Cela serait-il préjudiciable à la capacité défensive de la Russie? Assurément. Pour les militaires le facteur indétermination existe toujours. Il est notoire que les Etats-Unis, la France et la Grande-Bretagne (seuls ces pays sont à même depuis ce secteur de tirer des missiles stratégiques contre la Russie) n'ont pas l'intention de nous attaquer. Nous non plus d'ailleurs. Le chef de l'Etat-major général, le général d'armée Youri Balouïevski, l'a clairement dit récemment. Mais tout de même, tout de même. Comme l'aimait à répéter le président américain Ronald Reagan, "fais confiance, mais vérifie quand même". Il est indéniable que l'absence de contrôle total du secteur sud-ouest de l'espace euratlantique préoccuperait sérieusement la Russie et ses généraux.

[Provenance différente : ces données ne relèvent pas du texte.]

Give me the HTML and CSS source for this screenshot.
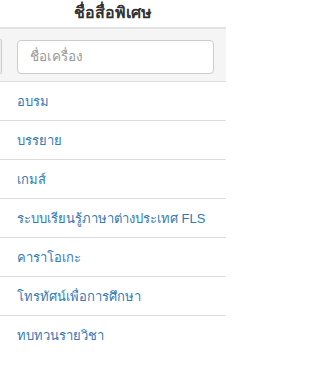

Quoi qu'il en soit, une telle évolution des événements ne serait pas fatale. La Russie a déjà mis au point des SRAM mobiles pouvant être déployées là où il faut et au moment voulu pour boucher n'importe quel "créneau". C'est vrai que pour le moment leur nombre se compte sur les doigts d'une main. Pour lancer la fabrication en série de ces stations il faut du temps et, évidemment, beaucoup d'argent. Selon le général Kraskovski, de deux à trois années seront nécessaires pour fabriquer ces SRAM mobiles. Par conséquent, il faut espérer qu'au cours de cette période rien de terrible ne se produira aux frontières sud-ouest de la Russie.

Maintenant, si les dirigeants ukrainiens entreprennent effectivement des tentatives en vue de "marchander" la sécurité russe en échange de gaz bon marché, ce sera à Dieu de les juger. Il est des comportements qui ne restent jamais impunis.